HSBC - $600m fine / $6bn settlement
The HSBC 'fine' in 2012 also wasn't US$1.9bn, although the bank paid some US$600m in penalties. The rest was a settlement to forfeit revenues. This was a mix of AML and Sanctions violations relating to dealings with a Mexican drugs cartel. HSBC was fined by both the US and the UK regulators. Estimates at HSBC are that the total cost of the 2012 scandal hovers around US$6bn by now.
Other notable settlements
JPMorgan settled allegations of sanctions breaches with a US$5.3m payment for breaches with a combined value of just over US$46K. Standard Chartered was ordered to pay the US some US$947m in respect of sanctions violations totalling US$438K. The UK regulator also fined them an additional £102m, but that mainly had an AML focus.
Hot on the heels of StanChart was Unicredit, who was fined US$450m for sanctions violations and agreed to an additional settlement of over US$800m to clean up past wrongdoing.
Office of Financial Sanctions Implementation (OFSI)
In early 2019 the UK's OFSI came into play with imposing its first monetary penalty for a breach of financial sanctions using its civil enforcement powers. And the financial crime industry laughed. A £5,000 fine for breaching a sanction imposed on an Egyptian entity was surely worth more than £5,000?
Raphael's Bank was fined £5,000 after handling funds belonging to an Egyptian financial sanctions target. Is £5,000 a joke, or does it warrant compliance professionals to sit up? It is important to look behind the fine. The funds in question mounted to £200, so the fine represents 2,500% of the value of the funds in question. And the bank will have the FCA's undivided attention for some time to come.
Based on this calculation, an appropriate fine for HSBC would have been US$20bn, and the fine for BNP would have been US$220bn.
How to avoid financial sanctions fines
It is important to note that fines and settlements are different things, but equally important is to draw lessons from smaller fines such as the one imposed by OFSI. And just when we thought that OFSI would impose significant fines based on the value of a breach, they reduced the sanction breach's fine by Telia to £146,000 upon review even though the value of the breach was estimated at £234k.
The size of the fine is really not that important. It brings headlines and reputational pain, but the real penalty relates to the work that needs to be done after a fine. This will undoubtedly involve intrusive regulatory scrutiny on a daily basis and expensive temporary resources, consultants and monitors crawling all over the firm for a long time, followed by lots of remedial activity.
The key lesson is that whatever the size of the fine, it will hurt big time, so make sure your tools and controls are up to scratch, that everyone is adequately trained, and that you foster a culture where compliance is a good thing.

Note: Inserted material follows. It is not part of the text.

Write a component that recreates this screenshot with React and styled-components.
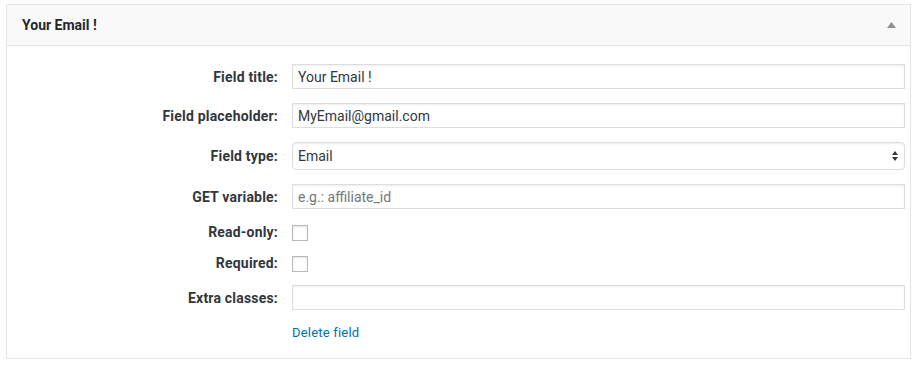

1. Provide information and training
Your staff need to be clear about the rules and know what they must do to comply. The best way to do this is via compulsory training for your employees, for example, a mandatory sanctions e-learning course.
2. Conduct adequate due diligence
Check your supply chain and customer list to ensure that you are not doing business with designated persons (i.e. individuals or entities subject to sanctions). Don't conduct business that you know or suspect will breach sanctions
4. Check the specific restrictions
Sanctions don't just apply to financial transactions and the freezing of assets. There may also be restrictions on the supply of services (such as giving advice) and trade (such as the supply of arms, diamonds, etc.).
5. Don't evade sanctions controls or help others to
Make sure all payment processing is transparent. UNDER NO CIRCUMSTANCES should you remove material information from payment instructions (wire stripping) or arrange payment or supply through third parties.
6. Report mistakes or suspected breaches promptly
Even if you think they may be false positives, don't take any risks. By doing so, you can mitigate the penalty your company receives, as other credit may be given for voluntary disclosures.
7. Don't be complacent
Ignorance of the law is no excuse! And remember that the OFSI will publicly name fined companies, meaning a blow to reputation.